- Born: 1963 Shanghai, China
- Education: California State Polytechnic University, Pomona
- Occupation: Businessman
- Title: Executive Chairman of Shein Group

= Donald Tang =

American businessman

Donald Tang is a Chinese-American billionaire businessman who serves as executive chairman of Shein Group, a global online on-demand fashion retailer. He is the former vice chairman of Bear Stearns and former chairman and CEO of Bear Stearns Asia. He also founded Tang Media Partners.

==Early life and education==
Tang was born in Shanghai, China, where his parents were college professors. At the age of 18, in 1982, he followed his girlfriend Jean to Los Angeles after she and her family immigrated to America. After he arrived in Los Angeles, Jean and Donald married, and they both became U.S. citizens. Working in a series of restaurant jobs to finance his education, Tang graduated from California State Polytechnic University, Pomona, in 1986 with a chemical engineering degree.

==Career==
===Finance career===
Tang's career in finance began at Merrill Lynch & Co. in 1987 on the institutional equity sales team, later moving to Lehman Brothers and concentrating on fixed income institutional sales. He joined Bear Stearns in 1992 in Los Angeles as senior managing director of investment banking. In 1993, he was appointed president and chief executive officer of Bear Stearns Asia and moved to its Hong Kong office, subsequently being named chairman of Bear Stearns Asia. From 1993 to 1999, he built up its Asian operations, opening offices in China and Singapore. While in Hong Kong, Tang was elected to the board of directors of Bear Stearns & Co. in 1997.

In March 1999, Tang moved to Chicago and managed the Bear Stearns Midwest Region. In 2001, he was elected vice chairman of the Bear Stearns board of directors.
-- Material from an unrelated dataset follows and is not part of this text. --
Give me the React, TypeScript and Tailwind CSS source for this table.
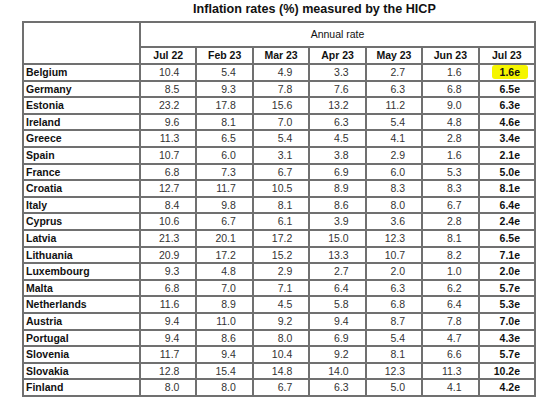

Later in 2001 he was transferred to Los Angeles, with a dual mandate to both manage its West Coast operations and, as chairman and CEO of Bear Stearns Asia, to supervise all activity in Asia. In 2003, Tang was appointed chairman and president of Bear Stearns International Holdings.

Tang advised an arm of the CITIC Group during its $1.15 billion acquisition of Nations Energy in Kazakhstan. He led the Bear Stearns team representing Hunan Valin Group, a Chinese steel company, when it sold a 37% stake to Mittal Steel Company (now ArcelorMittal) in what was then the largest acquisition by an international strategic investor of a Chinese-listed firm.

Under Tang's leadership, Bear Stearns Asia was the financial advisor to the telecommunications giant China Mobile and jointly led its secondary offering. Bear Stearns was the financial advisor and co-lead manager for the IPO of China Telecom. Bear Stearns Asia under Tang was also the financial advisor for Guangshen Railway Co Ltd., Beijing Yanhua Petrochemical Ltd., and Yanzhou Coal Mining Co Ltd., arranging financial transactions in their respective industries.

===Career in media===
In 2012, Tang facilitated the deal that resulted in Dalian Wanda, a leading Chinese conglomerate, acquiring AMC Entertainment Holdings for $2.6 billion.

In 2015, he founded Tang Media Productions (TMP), a media holding company based in Los Angeles and Shanghai. In June 2016, Tang Media Productions acquired majority ownership of the international film, television, and music production sales and distribution company IM Global, and announced a partnership involving IM Global and China's social media giant Tencent to form a new television production joint venture called IM Global TV. In 2017, Tang Media Partners purchased the U.S. motion picture distributor Open Road Films from AMC and Regal, and created Global Road Entertainment as an operating unit incorporating Open Road, IM Global, and IM Global TV.

===Shein===
In November 2022, Tang joined global online on-demand fashion retailer Shein Group as executive vice chairman, after having served as advisor to the company's CEO and cofounder Chris Xu (Sky Xu) for over a year.

As of August 2023, Tang is executive chairman of Shein Group. Under his stewardship, Shein and SPARC group entered into an agreement to expand Shein's retail reach.

==Board memberships==
Tang is a former member of the boards of trustees of Los Angeles County Museum of Art (LACMA),
California Institute of Technology, UCLA Medical Center, and RAND Corporation.

He is a former member of the board of councilors of USC Annenberg School for Communication and Journalism.